Newly installed Ulster County executive Jen Metzger has put her dissatisfaction with Central Hudson Gas & Electric on the record in a letter to the New York State Public Service Commission, calling for Central Hudson’s shareholders instead of its customers to pay for the company’s failures, Metzger puts herself in the company of recent interim county executive Johanna Contreras, state senator Michelle Hinchey and congressmember Pat Ryan, all of whom have called for the same.
With at least 11,000 customers adversely affected by the company’s changeover to a new customer information system, dissatisfaction with the Hudson Valley utility is par for the course.
“At the same time that our residents and small businesses continue to be burdened by crushing utility and energy costs and a broken utility billing system,” said Metzger, “Fortis/Central Hudson shareholders have enjoyed uninterrupted profits and increasing dividends.”
Metzger’s letter comes on the heels of a state report released in December, which found overcharges, delayed bills, and incorrect or illegal withdrawals of funds from customer bank accounts.

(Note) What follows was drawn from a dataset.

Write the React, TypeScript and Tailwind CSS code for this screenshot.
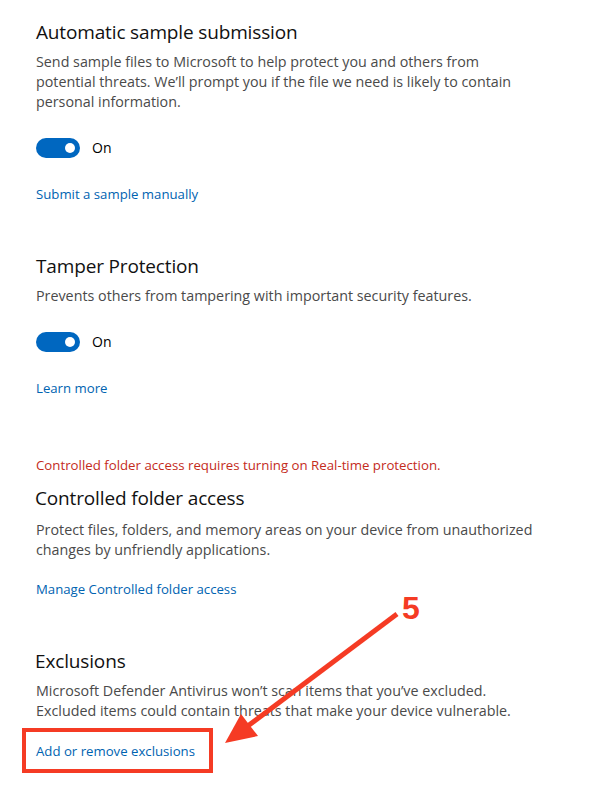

More recently, a February 4 ice storm saw more than 47,000 residents of Ulster County without power in below freezing temperatures for days.

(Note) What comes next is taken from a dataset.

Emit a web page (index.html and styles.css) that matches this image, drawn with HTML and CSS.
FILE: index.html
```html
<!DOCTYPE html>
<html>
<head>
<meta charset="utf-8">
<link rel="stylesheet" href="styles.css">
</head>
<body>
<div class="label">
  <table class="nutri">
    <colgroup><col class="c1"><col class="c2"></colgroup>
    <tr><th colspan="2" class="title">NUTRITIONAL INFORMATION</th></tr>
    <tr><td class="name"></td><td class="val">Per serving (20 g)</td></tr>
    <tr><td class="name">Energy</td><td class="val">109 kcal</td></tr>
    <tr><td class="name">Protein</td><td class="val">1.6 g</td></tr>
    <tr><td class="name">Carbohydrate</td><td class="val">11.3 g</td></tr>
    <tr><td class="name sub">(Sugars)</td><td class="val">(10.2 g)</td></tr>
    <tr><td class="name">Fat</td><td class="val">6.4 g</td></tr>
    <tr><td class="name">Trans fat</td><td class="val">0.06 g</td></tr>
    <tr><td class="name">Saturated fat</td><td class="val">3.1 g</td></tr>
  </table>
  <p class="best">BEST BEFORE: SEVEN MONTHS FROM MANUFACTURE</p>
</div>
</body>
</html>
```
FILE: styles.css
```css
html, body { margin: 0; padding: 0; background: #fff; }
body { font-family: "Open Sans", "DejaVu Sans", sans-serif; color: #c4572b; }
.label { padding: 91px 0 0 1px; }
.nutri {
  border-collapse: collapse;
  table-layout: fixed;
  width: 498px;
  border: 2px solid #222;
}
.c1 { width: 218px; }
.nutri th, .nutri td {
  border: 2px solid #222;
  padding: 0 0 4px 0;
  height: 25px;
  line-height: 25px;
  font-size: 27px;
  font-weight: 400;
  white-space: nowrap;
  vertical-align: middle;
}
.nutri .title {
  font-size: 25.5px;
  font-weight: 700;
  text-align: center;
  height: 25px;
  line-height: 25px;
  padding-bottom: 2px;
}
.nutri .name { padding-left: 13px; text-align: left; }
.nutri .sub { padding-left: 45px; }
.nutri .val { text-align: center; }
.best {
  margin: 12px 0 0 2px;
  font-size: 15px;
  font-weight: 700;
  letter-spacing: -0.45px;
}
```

Metzger says that debt relief for moderate-income customers and small businesses are in order, with no costs passed on to already overburdened ratepayers.
A statewide program to assist customers struggling with unpaid utility bills due to economic hardship caused by the pandemic was authorized by the Public Service Commission on June 16, 2022. The most vulnerable of utility customers were to be prioritized for utility debt relief in the first phase of the arrears program. The second phase would extend forgiveness to moderate-income households and small businesses struggling with significant arrears.
The question of who funds these arrears – the utility shareholders, ratepayers, or a combination of the two – has not yet been decided. The only fair and reasonable path forward, argued Metzger in her letter to the PSC, was to assign shareholders the responsibility for the cost of second-phase relief measures.